** EXERCISE PROMPT **
Show every line of the records below that contains the word "TypeScript".

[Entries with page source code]

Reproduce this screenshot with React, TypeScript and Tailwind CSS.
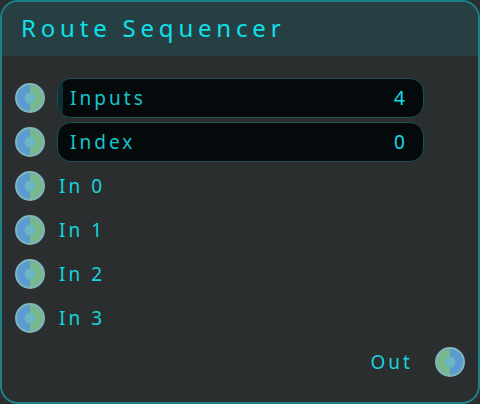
import React from "react"

const Socket = ({ flip = false }: { flip?: boolean }) => (
    <div
        className={`relative w-[30px] h-[30px] shrink-0 rounded-full border-2 border-[#7fb6bd] ${
            flip
                ? "bg-[linear-gradient(90deg,#77b78a_50%,#5a9bd2_50%)]"
                : "bg-[linear-gradient(90deg,#5a9bd2_50%,#77b78a_50%)]"
        }`}
    >
        <div className="absolute left-1/2 top-1/2 w-[11px] h-[11px] -translate-x-1/2 -translate-y-1/2 rounded-full bg-[#6cb6c0]" />
    </div>
)

const Field = ({ label, value, fill = false }: { label: string; value: string; fill?: boolean }) => (
    <div className="relative flex-1 h-[40px] rounded-[14px] border border-[#1b4f53] bg-[#040a0b] overflow-hidden flex items-center justify-between pl-[12px] pr-[15px]">
        {fill && <div className="absolute left-0 top-0 bottom-0 w-[5px] bg-[#0c3033]" />}
        <span className="relative text-[#19c3cc]">{label}</span>
        <span className="relative text-[#13dfe8]">{value}</span>
    </div>
)

const Row = ({ children }: { children: React.ReactNode }) => (
    <div className="h-[44px] flex items-center gap-[12px] pl-[13px] pr-[54px]">
        {children}
    </div>
)

export default function App() {
    return (
        <div className="w-[480px] h-[404px] bg-[#2b2e2f]">
            <div
                className="w-full h-full rounded-[18px] border-2 border-[#1d7f87] bg-[#2b2e2f] overflow-hidden flex flex-col text-[19px] tracking-[0.16em]"
                style={{ fontFamily: "'Noto Sans', 'DejaVu Sans', sans-serif" }}
            >
                {/* HEADER */}
                <div className="h-[54px] shrink-0 bg-[#263f42] flex items-center pl-[19px] pb-[2px]">
                    <span className="text-[24px] text-[#10e0ea] tracking-[0.2em]">Route Sequencer</span>
                </div>

                {/* BODY */}
                <div className="flex flex-col pt-[20px]">
                    <Row>
                        <Socket />
                        <Field label="Inputs" value="4" fill />
                    </Row>
                    <Row>
                        <Socket />
                        <Field label="Index" value="0" />
                    </Row>
                    {["In 0", "In 1", "In 2", "In 3"].map(t => (
                        <Row key={t}>
                            <Socket />
                            <span className="pl-[2px] text-[#17d3dc]">{t}</span>
                        </Row>
                    ))}
                    <div className="h-[44px] flex items-center justify-end gap-[22px] pr-[13px]">
                        <span className="text-[#17d3dc]">Out</span>
                        <Socket flip />
                    </div>
                </div>
            </div>
        </div>
    )
}
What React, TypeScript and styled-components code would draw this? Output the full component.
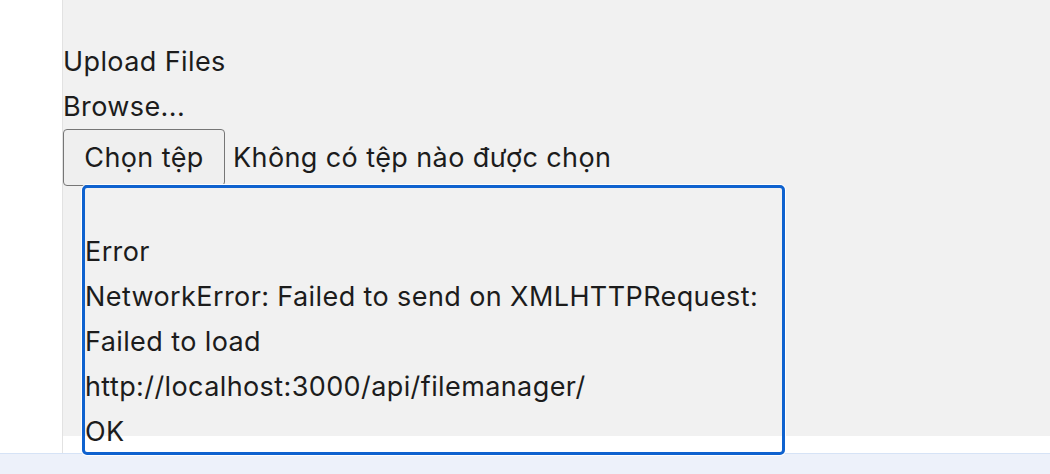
import styled, { createGlobalStyle } from 'styled-components';

const GlobalStyle = createGlobalStyle`
  html, body {
    margin: 0;
    padding: 0;
    background: #fff;
  }
  body {
    font-family: Inter, 'Noto Sans', sans-serif;
    font-size: 27px;
    letter-spacing: 0.4px;
    color: #1c1c1c;
  }
`;

const errorLines = [
  'Error',
  'NetworkError: Failed to send on XMLHTTPRequest:',
  'Failed to load',
  'http://localhost:3000/api/filemanager/',
  'OK',
];

const App = () => {
  return (
    <Layout>
      <GlobalStyle />
      <Body>
        <Sidebar />
        <Main>
          <Panel>
            <Line>Upload Files</Line>
            <Line>Browse...</Line>
            <FileRow>
              <FileButton type="button">Chọn tệp</FileButton>
              <FileStatus>Không có tệp nào được chọn</FileStatus>
            </FileRow>
            <ErrorBox tabIndex={0}>
              <Spacer />
              {errorLines.map((line, i) => (
                <Line key={i}>{line}</Line>
              ))}
            </ErrorBox>
          </Panel>
        </Main>
      </Body>
      <Footer />
    </Layout>
  );
};

export default App;

const Layout = styled.div`
  display: flex;
  flex-direction: column;
  height: 474px;
  overflow: hidden;
`;

const Body = styled.div`
  flex: 1;
  display: flex;
  min-height: 0;
`;

const Sidebar = styled.aside`
  width: 62px;
  flex-shrink: 0;
  background: #fff;
  border-right: 1px solid #e2e2e2;
`;

const Main = styled.main`
  flex: 1;
  background: #fff;
`;

const Panel = styled.section`
  height: 436px;
  box-sizing: border-box;
  padding-top: 39px;
  background: #f1f1f1;
`;

const Line = styled.div`
  line-height: 45px;
  white-space: nowrap;
`;

const Spacer = styled.div`
  height: 41px;
`;

const FileRow = styled.div`
  display: flex;
  align-items: center;
  gap: 8px;
  height: 57px;
`;

const FileButton = styled.button`
  width: 162px;
  height: 57px;
  padding: 0;
  border: 1px solid #767676;
  border-radius: 4px;
  background: #efefef;
  font: inherit;
  letter-spacing: inherit;
  color: inherit;
`;

const FileStatus = styled.span`
  line-height: 45px;
`;

const ErrorBox = styled.div`
  position: relative;
  z-index: 1;
  width: 703px;
  height: 270px;
  margin: -1px 0 0 19px;
  box-sizing: border-box;
  border: 3px solid #0f62cf;
  border-radius: 5px;
  box-shadow: 0 0 0 1px #fff;
  outline: none;
`;

const Footer = styled.footer`
  height: 20px;
  flex-shrink: 0;
  border-top: 1px solid #d6e3f6;
  background: #edf1fa;
`;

** FULL SOLUTION **
Reproduce this screenshot with React, TypeScript and Tailwind CSS.
What React, TypeScript and styled-components code would draw this? Output the full component.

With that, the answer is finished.